Back in the 1960s, one of the most persistent problems in Baku was a lack of housing.

In 1969, Heydar Aliyev became the governor of the Republic and offered Lemberanskiy the guidance of construction in the Republic. In order to change the situation and to solve housing problems, Lambaranski assembled a strong, professional team of city leaders and soon developed a plan to solve the housing problem. His plan was to create "micro-regions" with public utilities and playgrounds. He also widened Baku's crowded streets, and replaced the noisy, old trams with trolleys and motorized buses. Older, single-storied buildings were torn down to make room for new construction.

The list of building projects that he carried out includes the Republic Palace, Gulustan Palace, the renovation of the Opera and Ballet Theater when it burned down, Azerbaijan State Theatre of Young Spectators, the Baku Plant of Consumer Conditioners and the Plant of Deep Water Sea Foundations, State Circus, building of Baku International Sea Trade Port, “Gulustan” palace, Musical Comedy Theatre, Green Theatre, Baku Funicular, and “Moscow”, “Azerbaijan”, “Absheron” hotels, not to mention several large residential districts. New cinemas, schools, kindergartens and cafes appeared in Baku as well.

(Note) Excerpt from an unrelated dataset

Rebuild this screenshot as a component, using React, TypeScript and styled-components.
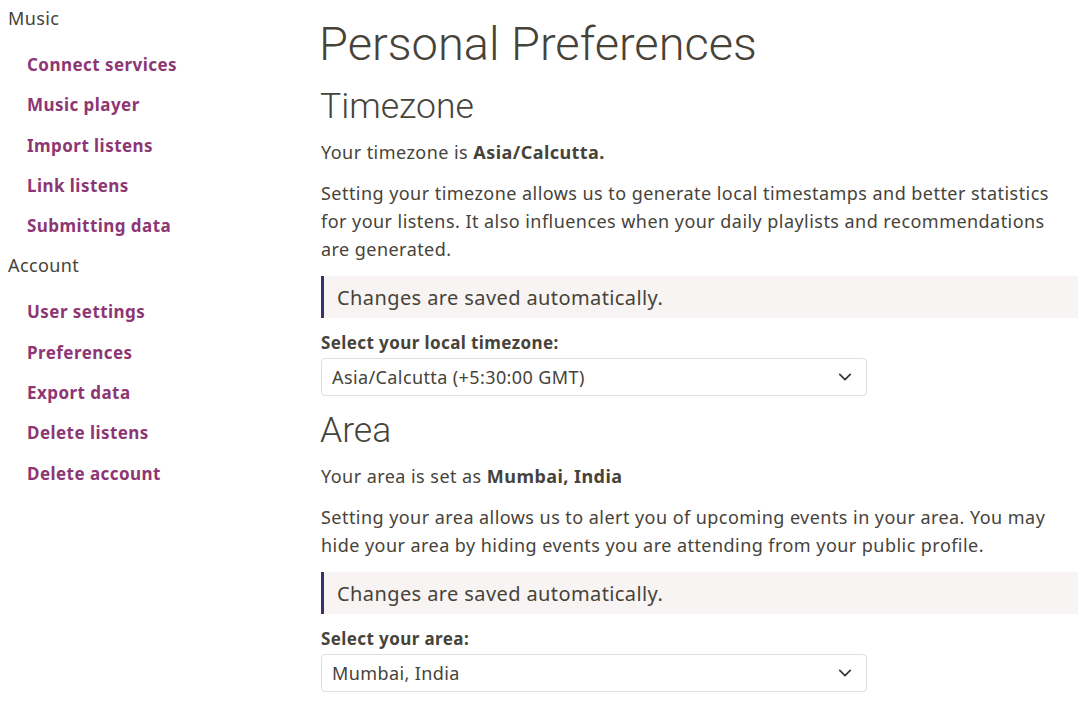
import styled, { createGlobalStyle } from "styled-components";

const GlobalStyle = createGlobalStyle`
  body {
    margin: 0;
    background: #ffffff;
    color: #46433a;
    font-family: "Noto Sans", "Open Sans", sans-serif;
  }
`;

const Page = styled.div`
  display: grid;
  grid-template-columns: 321px 757px;
  width: 1088px;
  height: 713px;
  overflow: hidden;
`;

const Sidebar = styled.nav`
  display: flex;
  flex-direction: column;
  padding: 5px 0 0 8px;
`;

const SectionTitle = styled.div`
  font-size: 18px;
  line-height: 26px;
  letter-spacing: 0.4px;
  color: #46433a;
  margin-bottom: 14px;
`;

const NavList = styled.ul`
  list-style: none;
  margin: 0 0 6px 0;
  padding: 0 0 0 19px;
  display: flex;
  flex-direction: column;
`;

const NavLink = styled.a`
  display: block;
  font-size: 17px;
  font-weight: 700;
  line-height: 40.3px;
  color: #8d3674;
  text-decoration: none;
  letter-spacing: 0.45px;
`;

const Main = styled.main`
  display: flex;
  flex-direction: column;
`;

const Title = styled.h1`
  font-family: Roboto, sans-serif;
  font-weight: 300;
  font-size: 47px;
  line-height: 56px;
  margin: 16px 0 0 -2px;
  color: #46433a;
`;

const Heading = styled.h2<{ $top: number }>`
  font-family: Roboto, sans-serif;
  font-weight: 300;
  font-size: 35.5px;
  line-height: 44px;
  margin: ${(p) => p.$top}px 0 0 -1px;
  color: #46433a;
`;

const Text = styled.p<{ $top: number }>`
  font-size: 18px;
  line-height: 28px;
  letter-spacing: 0.45px;
  margin: ${(p) => p.$top}px 0 0 0;
  color: #46433a;
`;

const Callout = styled.div`
  margin-top: 13px;
  height: 42px;
  display: flex;
  align-items: center;
  padding-left: 13px;
  border-left: 3px solid #353070;
  background: #f8f4f3;
  font-size: 20px;
  letter-spacing: 0.4px;
  color: #46433a;
`;

const Label = styled.label`
  display: block;
  margin-top: 14px;
  font-size: 17px;
  font-weight: 700;
  line-height: 22px;
  letter-spacing: 0.4px;
  color: #46433a;
`;

const SelectBox = styled.div`
  margin-top: 4px;
  width: 546px;
  height: 38px;
  box-sizing: border-box;
  border: 1px solid #dedde3;
  border-radius: 4px;
  display: flex;
  align-items: center;
  justify-content: space-between;
  padding: 0 14px 0 10px;
  font-size: 18px;
  letter-spacing: 0.4px;
  color: #46433a;
`;

const Chevron = () => (
  <svg width="14" height="14" viewBox="0 0 16 16" fill="none">
    <path d="M2 5l6 6 6-6" stroke="#343a40" strokeWidth="2" strokeLinecap="round" strokeLinejoin="round" />
  </svg>
);

const musicLinks = ["Connect services", "Music player", "Import listens", "Link listens", "Submitting data"];
const accountLinks = ["User settings", "Preferences", "Export data", "Delete listens", "Delete account"];

export default function App() {
  return (
    <>
      <GlobalStyle />
      <Page>
        <Sidebar>
          <SectionTitle>Music</SectionTitle>
          <NavList>
            {musicLinks.map((l) => (
              <li key={l}>
                <NavLink href="#">{l}</NavLink>
              </li>
            ))}
          </NavList>
          <SectionTitle>Account</SectionTitle>
          <NavList>
            {accountLinks.map((l) => (
              <li key={l}>
                <NavLink href="#">{l}</NavLink>
              </li>
            ))}
          </NavList>
        </Sidebar>
        <Main>
          <Title>Personal Preferences</Title>
          <Heading $top={12}>Timezone</Heading>
          <Text $top={10}>
            Your timezone is <b>Asia/Calcutta.</b>
          </Text>
          <Text $top={13}>
            Setting your timezone allows us to generate local timestamps and better statistics for your
            listens. It also influences when your daily playlists and recommendations are generated.
          </Text>
          <Callout>Changes are saved automatically.</Callout>
          <Label>Select your local timezone:</Label>
          <SelectBox>
            <span>Asia/Calcutta (+5:30:00 GMT)</span>
            <Chevron />
          </SelectBox>
          <Heading $top={12}>Area</Heading>
          <Text $top={10}>
            Your area is set as <b>Mumbai, India</b>
          </Text>
          <Text $top={13}>
            Setting your area allows us to alert you of upcoming events in your area. You may hide your
            area by hiding events you are attending from your public profile.
          </Text>
          <Callout>Changes are saved automatically.</Callout>
          <Label>Select your area:</Label>
          <SelectBox>
            <span>Mumbai, India</span>
            <Chevron />
          </SelectBox>
        </Main>
      </Page>
    </>
  );
}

In 1970, Alish Lemberanskiy became the vice-chairman for construction of the Council of Ministers of the Azerbaijan SSR. He led the construction of important objects for the Republic, including the construction of Factory of Domestic Conditioners in Baku when he held this position.

Lambaranski traveled extensively, and once while abroad, he noticed beautiful, colorful benches placed under trees. He knew that the people of Baku liked to stop and chat whenever they met, so he began producing benches to give the people a place to rest while they talked. The benches became so popular that the famous Azerbaijani composer Tofig Guliyev, a good friend of his, composed a lively tune called "The Benches of Baku." Known for his efforts, Lambaranski soon became popular among the people of Baku. They respectfully and affectionately called him "our mayor" instead of the usual title, "Chairman of the City Executive."